In looking for ways to ease the burden of labor required for full independence and self-sufficiency, farmers over the years conceded some independence for labor-saving convenience. But just as those earlier farmers feared that an electric line to their farmsteads would make them servants to the electric companies in paying for the service, the subservience of farmers to corporations who supplied their farming materials and were the market for their products became a fact. The farm crisis of the 1980s was a matter of the debt that farmers owed to corporations.
The South Dakota Dept. of Agriculture boasts on its website that 98% of South Dakota farms are family owned and South Dakota has approximately 5 beef cattle for every state resident.
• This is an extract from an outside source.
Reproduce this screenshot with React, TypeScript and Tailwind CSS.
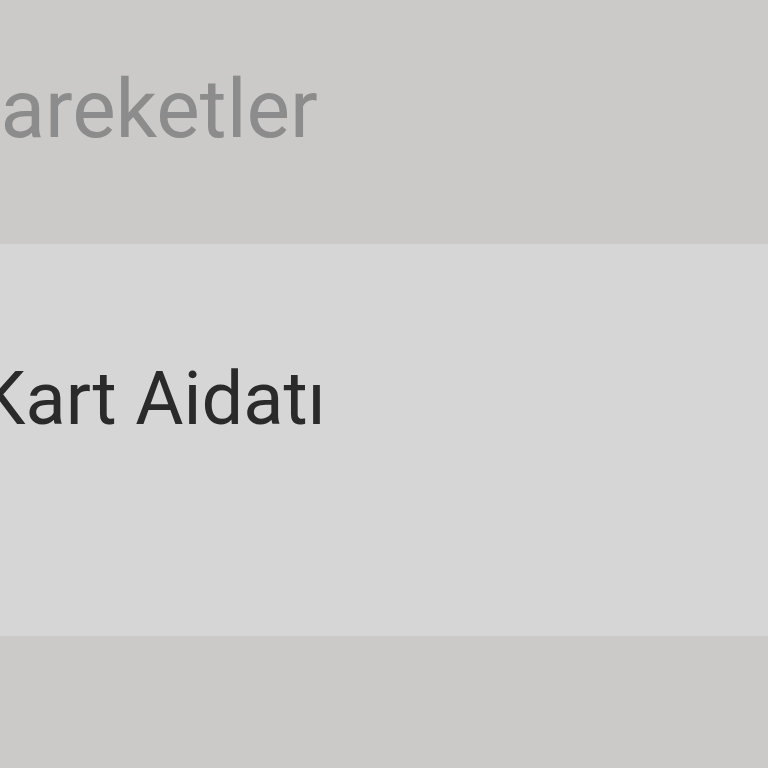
export default function App() {
    return (
        <div className="h-[768px] w-[768px] overflow-hidden bg-[#cbcac8] font-['Roboto',sans-serif]">
            <header className="flex h-[244px] items-start pt-[68px]">
                <h1 className="ml-[-58px] text-[82px] leading-none font-normal text-[#8c8c8c]">Hareketler</h1>
            </header>

            <ul>
                <li className="flex h-[392px] items-start bg-[#d6d6d6] pt-[118px]">
                    <span className="ml-[-21px] text-[74px] leading-none text-[#2a2a2a]">Kart Aidatı</span>
                </li>
            </ul>
        </div>
    )
}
Those slogan claims cover over the trends affecting agriculture in the state. The integration of agricutture into factory cropping is evident in the decreasing number of farms in the state. In 1974, the state had 45,000 farms which averaged 1,011 acres. By 2014 the number was 31,700 farms averaging 1,366 acres. During that time period the state lost its ranking as one of the two largest sheep producing states, and a change in cropping from an emphasis on wheat to corn and soybean production gown largely for the making of bio-fuels. That change is reflected in my commute from Aberdeen to Tacoma Park through a landscape covered with corn and soybeans, all Roundup ready, and only rare sightings of livestock.
South Dakota is the eighth largest producer of beef cattle with a current population of 3,700,000 head. However, it participates in the overall trend for beef cattle. Beef prices are up, with cattle numbers dwindling. Beef producers fear that the high prices is sending consumers to lower priced alternatives. Agweb gives the prognosis:
America’s cow herd is the smallest (29 million) in 60 years, with a total cattle inventory of 87.7 million, which is also the lowest level since Harry Truman was president. Those short supplies produced roughly 24.4 billion pounds of beef in 2014, a 5.2 percent decline from 2013 and the smallest annual slaughter since 1994. Total steer and heifer slaughter in 2014 is projected to be the lowest since 1968.